• [Direction]
Copy each line of the material below that includes the string "this".

• [Raw data]
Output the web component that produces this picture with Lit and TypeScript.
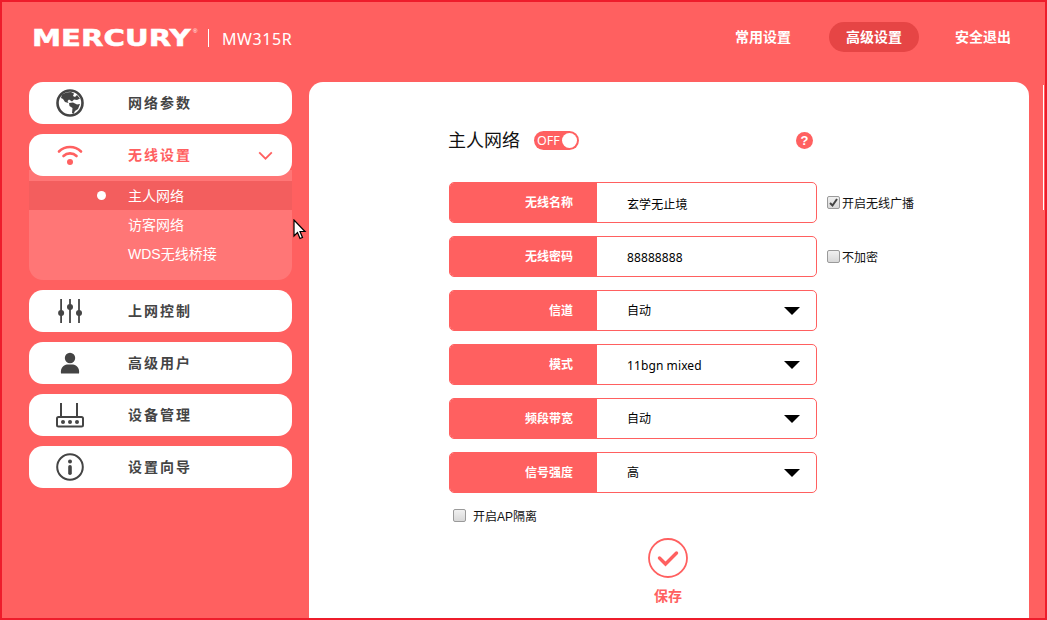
import { LitElement, html, css, svg } from "lit";
import { customElement } from "lit/decorators.js";

const ICONS: Record<string, unknown> = {
  globe: svg`<svg width="28" height="28" viewBox="0 0 28 28"><circle cx="14" cy="14" r="12.5" fill="#fff" stroke="#444" stroke-width="2.6"/><path d="M6 5.5 10 3.5 15 3 18 4.5 17 7 19 8 21 6 24 9.5 21 11 18 10.5 16 12.5 13 10.5 11.5 12 12.5 14 9 13 7 10 5 9Z M13 14 17 13.5 21 15.5 24 15 22 20 19 22 17.5 25 16 24 16.5 19 13.5 17Z" fill="#444"/></svg>`,
  wifi: svg`<svg width="26" height="22" viewBox="0 0 26 22" fill="none" stroke="#ff6060" stroke-width="2.6" stroke-linecap="round"><path d="M2 7.5C8 1.5 18 1.500 24 7.5"/><path d="M6.500 12C10 8.500 16 8.500 19.500 12"/><circle cx="13" cy="18" r="3" fill="#ff6060" stroke="none"/></svg>`,
  sliders: svg`<svg width="26" height="26" viewBox="0 0 26 26" fill="#444"><rect x="3.200" y="1" width="1.800" height="24"/><rect x="12.100" y="1" width="1.800" height="24"/><rect x="21.100" y="1" width="1.800" height="24"/><circle cx="4.100" cy="15" r="3"/><circle cx="13" cy="9" r="3"/><circle cx="22" cy="15" r="3"/></svg>`,
  user: svg`<svg width="20" height="22" viewBox="0 0 20 22" fill="#444"><circle cx="10" cy="6" r="5.200"/><path d="M1 21.500C0 16 4 12.500 7 12.500H13C16 12.500 20 16 19 21.500Z"/></svg>`,
  router: svg`<svg width="28" height="26" viewBox="0 0 28 26"><path d="M5 1V15M21 1V15" stroke="#444" stroke-width="2" fill="none"/><rect x="1" y="15" width="26" height="9.500" rx="1.500" fill="none" stroke="#444" stroke-width="2"/><circle cx="7" cy="20" r="2" fill="#444"/><circle cx="14" cy="20" r="2" fill="#444"/><circle cx="21" cy="20" r="2" fill="#444"/></svg>`,
  info: svg`<svg width="28" height="28" viewBox="0 0 28 28"><circle cx="14" cy="14" r="12.800" fill="none" stroke="#444" stroke-width="2"/><circle cx="14" cy="8.500" r="2" fill="#444"/><rect x="12.200" y="12" width="3.600" height="10" rx="1.800" fill="#444"/></svg>`,
};

@customElement("app-root")
export class AppRoot extends LitElement {
  static styles = css`
    :host { display: block; width: 1047px; height: 620px; overflow: hidden; font-family: "Liberation Sans", "Noto Sans CJK SC", sans-serif; }
    .page { box-sizing: border-box; width: 1047px; height: 620px; border: 2px solid #ee1c2b; background: #ff6060; position: relative; overflow: hidden; display: flex; flex-direction: column; }
    .header { height: 80px; flex: none; display: flex; align-items: center; padding: 0 34px 0 30px; color: #fff; }
    .logo { width: 161px; height: 24px; margin-top: -9px; display: block; position: relative; }
    .logotext { display: inline-block; width: 124px; font: bold 23px/24px "DejaVu Sans", sans-serif; -webkit-text-stroke: 0.5px #fff; transform: scaleX(1.27); transform-origin: 0 50%; white-space: nowrap; }
    .reg { position: absolute; left: 161px; top: 1px; font-size: 6px; line-height: 8px; }
    .logosep { width: 1px; height: 18px; background: #fff; margin: -8px 13px 0 15px; }
    .model { font: 16px "Noto Sans", sans-serif; margin-top: -6px; letter-spacing: 0.6px; }
    .nav { margin-left: auto; display: flex; align-items: center; margin-top: -10px; }
    .nav span { height: 30px; line-height: 30px; text-align: center; font-size: 14px; font-weight: bold; }
    .nav span.on { background: #e64545; width: 90px; border-radius: 15px; margin: 0 36px 0 38px; }
    .body { flex: 1; display: flex; padding-left: 27px; gap: 17px; min-height: 0; }
    .side { width: 263px; flex: none; display: flex; flex-direction: column; gap: 10px; }
    .item { height: 42px; flex: none; background: #fff; border-radius: 14px; display: flex; align-items: center; color: #444; font-size: 14px; font-weight: bold; letter-spacing: 2px; position: relative; }
    .item .ic { width: 82px; flex: none; display: flex; justify-content: center; }
    .item .lb { margin-left: 17px; margin-top: -2px; }
    .item.open { color: #ff6060; z-index: 1; }
    .chev { position: absolute; left: 229px; top: 17px; }
    .group { display: flex; flex-direction: column; }
    .sub { background: #ff7676; border-radius: 0 0 14px 14px; margin-top: -6px; padding: 11px 0 0; height: 110px; box-sizing: border-box; color: #fff; font-size: 14px; }
    .sub div { height: 29px; line-height: 31px; padding-left: 99px; position: relative; }
    .sub div.on { background: #f35e5e; }
    .sub div.on::before { content: ""; position: absolute; left: 68px; top: 10px; width: 9px; height: 9px; border-radius: 50%; background: #fff; }
    .main { width: 720px; flex: none; background: #fff; border-radius: 14px 14px 0 0; padding: 46px 0 0 140px; box-sizing: border-box; }
    .title { display: flex; align-items: center; height: 24px; width: 368px; position: relative; font-size: 18px; color: #111; }
    .titletext { margin-top: -2px; margin-left: -1px; }
    .toggle { margin-left: 14px; width: 45px; height: 19px; border-radius: 10px; background: #ff6060; position: relative; color: #fff; font: 12.5px/19px "Noto Sans", sans-serif; padding-left: 3px; box-sizing: border-box; }
    .toggle i { position: absolute; right: 2px; top: 2px; width: 15px; height: 15px; border-radius: 50%; background: #fff; }
    .help { position: absolute; left: 347px; top: 4px; width: 17px; height: 17px; border-radius: 50%; background: #ff6060; color: #fff; font-size: 13px; font-weight: bold; line-height: 17px; text-align: center; }
    .rows { margin-top: 30px; display: flex; flex-direction: column; gap: 13px; }
    .rowwrap { display: flex; align-items: center; }
    .row { box-sizing: border-box; width: 368px; height: 41px; border: 1px solid #ff6060; border-radius: 5px; display: flex; overflow: hidden; background: #fff; }
    .key { width: 147px; flex: none; background: #ff6060; color: #fff; font-size: 12px; font-weight: bold; text-align: right; line-height: 40px; padding-right: 24px; box-sizing: border-box; }
    .val { flex: 1; padding: 2px 16px 0 30px; font: 12px "Noto Sans", "Noto Sans CJK SC", sans-serif; color: #000; display: flex; justify-content: space-between; align-items: center; letter-spacing: 0.1px; box-sizing: border-box; }
    .val .up { margin-top: -3px; }
    .arrow { width: 0; height: 0; border-left: 8.5px solid transparent; border-right: 8.5px solid transparent; border-top: 8px solid #000; margin-top: -1px; }
    .check { display: flex; align-items: center; font-size: 12px; color: #111; gap: 2px; margin-left: 10px; }
    .box { width: 11px; height: 11px; border: 1px solid #9a9a9a; border-radius: 2px; background: linear-gradient(#f0f0f0, #d8d8d8); display: block; flex: none; position: relative; }
    .box svg { position: absolute; left: 0; top: 0; }
    .ap { margin: 14px 0 0 4px; display: flex; align-items: center; font-size: 12px; color: #111; gap: 7px; height: 16px; }
    .save { width: 438px; margin-top: 15px; display: flex; flex-direction: column; align-items: center; color: #ff6060; font-size: 14px; font-weight: bold; gap: 7px; }
    .cursor { position: absolute; left: 291px; top: 217px; }
    .rail { position: absolute; left: 1041px; top: 83px; width: 1px; height: 125px; background: #fff; }
  `;

  private row(k: string, v: string, arrow = false, up = false) {
    return html`<div class="row"><div class="key">${k}</div><div class="val"><span class=${up ? "up" : ""}>${v}</span>${arrow ? html`<span class="arrow"></span>` : ""}</div></div>`;
  }

  render() {
    const tick = svg`<svg width="11" height="11" viewBox="0 0 11 11"><path d="M2 6 4.500 8.500 9 2" fill="none" stroke="#444" stroke-width="2"/></svg>`;
    return html`<div class="page">
      <div class="header">
        <div class="logo"><span class="logotext">MERCURY</span><span class="reg">®</span></div>
        <div class="logosep"></div>
        <div class="model">MW315R</div>
        <div class="nav"><span>常用设置</span><span class="on">高级设置</span><span>安全退出</span></div>
      </div>
      <div class="body">
        <div class="side">
          <div class="item"><div class="ic">${ICONS.globe}</div><div class="lb">网络参数</div></div>
          <div class="group">
            <div class="item open"><div class="ic">${ICONS.wifi}</div><div class="lb">无线设置</div>
              <svg class="chev" width="15" height="9" viewBox="0 0 16 10"><path d="M1 1.500 8 8.500 15 1.500" fill="none" stroke="#ff6060" stroke-width="2"/></svg></div>
            <div class="sub"><div class="on">主人网络</div><div>访客网络</div><div>WDS无线桥接</div></div>
          </div>
          <div class="item"><div class="ic">${ICONS.sliders}</div><div class="lb">上网控制</div></div>
          <div class="item"><div class="ic">${ICONS.user}</div><div class="lb">高级用户</div></div>
          <div class="item"><div class="ic">${ICONS.router}</div><div class="lb">设备管理</div></div>
          <div class="item"><div class="ic">${ICONS.info}</div><div class="lb">设置向导</div></div>
        </div>
        <div class="main">
          <div class="title"><span class="titletext">主人网络</span><div class="toggle">OFF<i></i></div><div class="help">?</div></div>
          <div class="rows">
            <div class="rowwrap">${this.row("无线名称", "玄学无止境")}<div class="check"><span class="box">${tick}</span>开启无线广播</div></div>
            <div class="rowwrap">${this.row("无线密码", "88888888")}<div class="check"><span class="box"></span>不加密</div></div>
            ${this.row("信道", "自动", true, true)}
            ${this.row("模式", "11bgn mixed", true)}
            ${this.row("频段带宽", "自动", true, true)}
            ${this.row("信号强度", "高", true, true)}
          </div>
          <div class="ap"><span class="box"></span>开启AP隔离</div>
          <div class="save">
            <svg width="40" height="40" viewBox="0 0 40 40"><circle cx="20" cy="20" r="19" fill="none" stroke="#ff6060" stroke-width="1.800"/><path d="M11.500 20 17.500 26 28.500 15" fill="none" stroke="#ff6060" stroke-width="3.400" stroke-linecap="round"/></svg>
            <span>保存</span>
          </div>
        </div>
      </div>
      <div class="rail"></div>
      <svg class="cursor" width="14" height="22" viewBox="0 0 14 22"><path d="M1 1V17L4.500 13.500 7 19.500 9.500 18.500 7 12.500H12Z" fill="#fff" stroke="#000" stroke-width="1.200"/></svg>
    </div>`;
  }
}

• [Answer to the problem]
Output the web component that produces this picture with Lit and TypeScript.
            <div class="rowwrap">${this.row("无线名称", "玄学无止境")}<div class="check"><span class="box">${tick}</span>开启无线广播</div></div>
            <div class="rowwrap">${this.row("无线密码", "88888888")}<div class="check"><span class="box"></span>不加密</div></div>
            ${this.row("信道", "自动", true, true)}
            ${this.row("模式", "11bgn mixed", true)}
            ${this.row("频段带宽", "自动", true, true)}
            ${this.row("信号强度", "高", true, true)}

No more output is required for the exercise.